Given instruction
Copy every line with the string "styles" in it.
"""
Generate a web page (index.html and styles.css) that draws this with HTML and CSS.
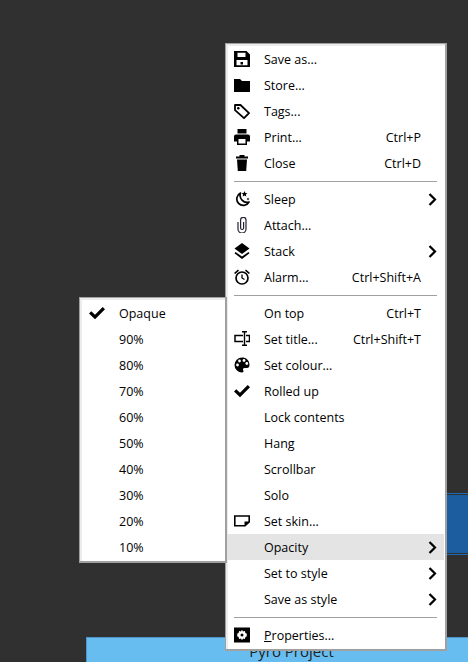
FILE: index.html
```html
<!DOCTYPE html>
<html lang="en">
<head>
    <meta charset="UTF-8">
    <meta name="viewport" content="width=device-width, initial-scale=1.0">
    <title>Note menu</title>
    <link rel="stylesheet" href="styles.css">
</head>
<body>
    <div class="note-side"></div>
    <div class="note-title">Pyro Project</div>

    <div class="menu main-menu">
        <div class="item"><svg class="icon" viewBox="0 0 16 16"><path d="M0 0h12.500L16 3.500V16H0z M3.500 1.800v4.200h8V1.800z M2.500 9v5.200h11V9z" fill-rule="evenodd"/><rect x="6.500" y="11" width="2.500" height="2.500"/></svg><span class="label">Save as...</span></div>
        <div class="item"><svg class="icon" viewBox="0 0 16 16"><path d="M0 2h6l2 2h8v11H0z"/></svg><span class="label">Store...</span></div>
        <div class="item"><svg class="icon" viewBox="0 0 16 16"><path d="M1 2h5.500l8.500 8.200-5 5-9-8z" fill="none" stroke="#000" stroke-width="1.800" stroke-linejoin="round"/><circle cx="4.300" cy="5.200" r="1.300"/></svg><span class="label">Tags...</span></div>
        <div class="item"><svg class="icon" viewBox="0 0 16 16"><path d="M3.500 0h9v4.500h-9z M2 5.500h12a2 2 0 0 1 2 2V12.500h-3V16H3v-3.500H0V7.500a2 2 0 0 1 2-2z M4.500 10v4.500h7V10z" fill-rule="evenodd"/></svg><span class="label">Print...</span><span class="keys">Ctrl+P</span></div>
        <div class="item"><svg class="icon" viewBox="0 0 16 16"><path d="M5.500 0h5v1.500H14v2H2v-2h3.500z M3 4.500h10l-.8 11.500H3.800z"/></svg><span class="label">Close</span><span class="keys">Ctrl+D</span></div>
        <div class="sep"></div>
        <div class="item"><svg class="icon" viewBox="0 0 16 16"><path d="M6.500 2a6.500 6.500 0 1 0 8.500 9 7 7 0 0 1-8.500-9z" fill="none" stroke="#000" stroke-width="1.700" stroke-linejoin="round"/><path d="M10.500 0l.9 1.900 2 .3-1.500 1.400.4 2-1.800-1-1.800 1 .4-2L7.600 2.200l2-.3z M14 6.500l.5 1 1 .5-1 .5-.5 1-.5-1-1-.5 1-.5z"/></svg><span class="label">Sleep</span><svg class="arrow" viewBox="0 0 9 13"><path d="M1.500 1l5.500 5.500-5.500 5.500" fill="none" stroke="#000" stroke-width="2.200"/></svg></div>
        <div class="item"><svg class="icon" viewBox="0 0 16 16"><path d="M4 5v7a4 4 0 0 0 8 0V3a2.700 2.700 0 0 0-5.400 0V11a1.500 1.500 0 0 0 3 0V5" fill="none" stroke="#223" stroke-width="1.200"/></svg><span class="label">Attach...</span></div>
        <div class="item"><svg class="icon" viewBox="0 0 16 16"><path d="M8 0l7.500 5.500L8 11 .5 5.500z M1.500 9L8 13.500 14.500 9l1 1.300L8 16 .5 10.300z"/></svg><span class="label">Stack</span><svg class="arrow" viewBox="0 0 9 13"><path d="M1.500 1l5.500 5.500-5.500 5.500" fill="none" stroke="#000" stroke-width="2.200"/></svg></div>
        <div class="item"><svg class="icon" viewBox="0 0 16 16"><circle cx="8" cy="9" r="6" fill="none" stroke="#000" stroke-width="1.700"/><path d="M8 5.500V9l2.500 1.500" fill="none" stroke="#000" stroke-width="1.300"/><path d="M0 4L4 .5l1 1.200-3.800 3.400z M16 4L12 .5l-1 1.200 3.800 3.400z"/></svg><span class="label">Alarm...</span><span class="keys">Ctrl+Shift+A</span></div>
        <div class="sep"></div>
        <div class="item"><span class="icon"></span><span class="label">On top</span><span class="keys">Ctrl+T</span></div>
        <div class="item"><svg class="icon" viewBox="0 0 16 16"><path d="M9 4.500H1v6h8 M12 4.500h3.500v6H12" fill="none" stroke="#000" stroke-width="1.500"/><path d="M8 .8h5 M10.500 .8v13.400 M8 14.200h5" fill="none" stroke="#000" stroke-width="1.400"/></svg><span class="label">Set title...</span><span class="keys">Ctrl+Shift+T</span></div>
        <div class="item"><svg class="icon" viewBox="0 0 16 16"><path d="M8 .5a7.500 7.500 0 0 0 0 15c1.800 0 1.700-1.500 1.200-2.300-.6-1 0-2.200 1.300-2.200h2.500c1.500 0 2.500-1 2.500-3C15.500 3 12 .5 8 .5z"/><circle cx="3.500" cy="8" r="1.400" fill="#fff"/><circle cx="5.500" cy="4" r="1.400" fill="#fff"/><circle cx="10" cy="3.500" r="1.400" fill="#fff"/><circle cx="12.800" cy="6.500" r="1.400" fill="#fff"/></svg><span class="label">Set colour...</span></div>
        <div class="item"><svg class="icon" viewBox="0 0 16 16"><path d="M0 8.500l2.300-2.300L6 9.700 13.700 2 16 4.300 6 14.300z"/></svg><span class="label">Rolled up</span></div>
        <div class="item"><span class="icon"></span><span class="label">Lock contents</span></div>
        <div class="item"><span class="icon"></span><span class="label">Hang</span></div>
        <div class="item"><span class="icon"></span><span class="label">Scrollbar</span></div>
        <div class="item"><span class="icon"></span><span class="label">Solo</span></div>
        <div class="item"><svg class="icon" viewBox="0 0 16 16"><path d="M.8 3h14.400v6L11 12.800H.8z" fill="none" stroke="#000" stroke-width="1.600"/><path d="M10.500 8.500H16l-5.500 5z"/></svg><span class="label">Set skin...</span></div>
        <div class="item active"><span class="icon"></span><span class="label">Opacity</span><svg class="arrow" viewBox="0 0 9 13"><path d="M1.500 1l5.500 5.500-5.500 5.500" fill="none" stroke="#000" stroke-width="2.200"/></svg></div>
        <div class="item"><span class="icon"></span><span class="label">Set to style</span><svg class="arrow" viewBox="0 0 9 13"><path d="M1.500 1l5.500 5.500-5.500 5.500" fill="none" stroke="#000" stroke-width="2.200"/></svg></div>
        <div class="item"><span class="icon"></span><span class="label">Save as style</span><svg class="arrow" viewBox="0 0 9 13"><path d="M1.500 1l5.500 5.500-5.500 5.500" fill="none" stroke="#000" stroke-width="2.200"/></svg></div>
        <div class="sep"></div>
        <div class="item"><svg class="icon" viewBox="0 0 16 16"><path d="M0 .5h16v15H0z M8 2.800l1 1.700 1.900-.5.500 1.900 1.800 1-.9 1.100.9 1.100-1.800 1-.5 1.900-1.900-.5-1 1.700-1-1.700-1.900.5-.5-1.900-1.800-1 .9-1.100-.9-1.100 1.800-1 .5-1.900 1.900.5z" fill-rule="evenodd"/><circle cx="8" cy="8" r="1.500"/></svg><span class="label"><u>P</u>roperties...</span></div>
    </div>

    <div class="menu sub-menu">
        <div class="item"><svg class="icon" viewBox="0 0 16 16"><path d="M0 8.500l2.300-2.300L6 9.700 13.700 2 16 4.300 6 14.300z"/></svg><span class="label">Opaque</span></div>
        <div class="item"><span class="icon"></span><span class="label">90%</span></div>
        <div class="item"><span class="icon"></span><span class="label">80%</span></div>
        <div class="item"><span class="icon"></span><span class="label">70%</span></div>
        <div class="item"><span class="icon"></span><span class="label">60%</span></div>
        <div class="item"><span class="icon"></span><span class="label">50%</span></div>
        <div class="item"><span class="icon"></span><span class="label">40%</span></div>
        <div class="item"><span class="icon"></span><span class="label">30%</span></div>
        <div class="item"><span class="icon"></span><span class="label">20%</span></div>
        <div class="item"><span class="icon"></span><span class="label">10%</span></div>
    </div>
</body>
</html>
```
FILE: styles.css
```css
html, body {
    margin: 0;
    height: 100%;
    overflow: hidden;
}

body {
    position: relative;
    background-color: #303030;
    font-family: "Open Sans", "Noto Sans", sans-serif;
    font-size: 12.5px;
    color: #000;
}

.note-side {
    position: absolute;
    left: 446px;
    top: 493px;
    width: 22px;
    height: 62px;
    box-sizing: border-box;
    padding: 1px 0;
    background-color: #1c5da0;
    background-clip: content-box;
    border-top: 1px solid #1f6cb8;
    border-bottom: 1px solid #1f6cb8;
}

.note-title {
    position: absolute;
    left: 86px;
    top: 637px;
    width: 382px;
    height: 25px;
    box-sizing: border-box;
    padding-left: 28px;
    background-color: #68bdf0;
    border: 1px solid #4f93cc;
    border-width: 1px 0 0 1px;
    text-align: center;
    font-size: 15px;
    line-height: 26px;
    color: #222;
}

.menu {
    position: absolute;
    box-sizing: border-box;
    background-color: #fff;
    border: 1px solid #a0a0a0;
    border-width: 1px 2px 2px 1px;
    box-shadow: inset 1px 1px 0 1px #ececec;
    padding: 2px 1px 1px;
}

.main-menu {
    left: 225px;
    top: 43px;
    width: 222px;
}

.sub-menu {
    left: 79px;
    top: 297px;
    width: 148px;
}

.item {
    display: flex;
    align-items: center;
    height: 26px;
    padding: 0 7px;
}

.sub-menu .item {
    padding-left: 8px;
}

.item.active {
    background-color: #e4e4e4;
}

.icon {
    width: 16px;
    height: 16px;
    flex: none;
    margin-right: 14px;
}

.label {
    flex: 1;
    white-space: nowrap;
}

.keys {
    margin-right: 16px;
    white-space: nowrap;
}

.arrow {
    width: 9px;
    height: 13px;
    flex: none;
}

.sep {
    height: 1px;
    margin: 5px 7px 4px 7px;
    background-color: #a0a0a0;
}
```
"""
Task response
Generate a web page (index.html and styles.css) that draws this with HTML and CSS.
    <link rel="stylesheet" href="styles.css">
FILE: styles.css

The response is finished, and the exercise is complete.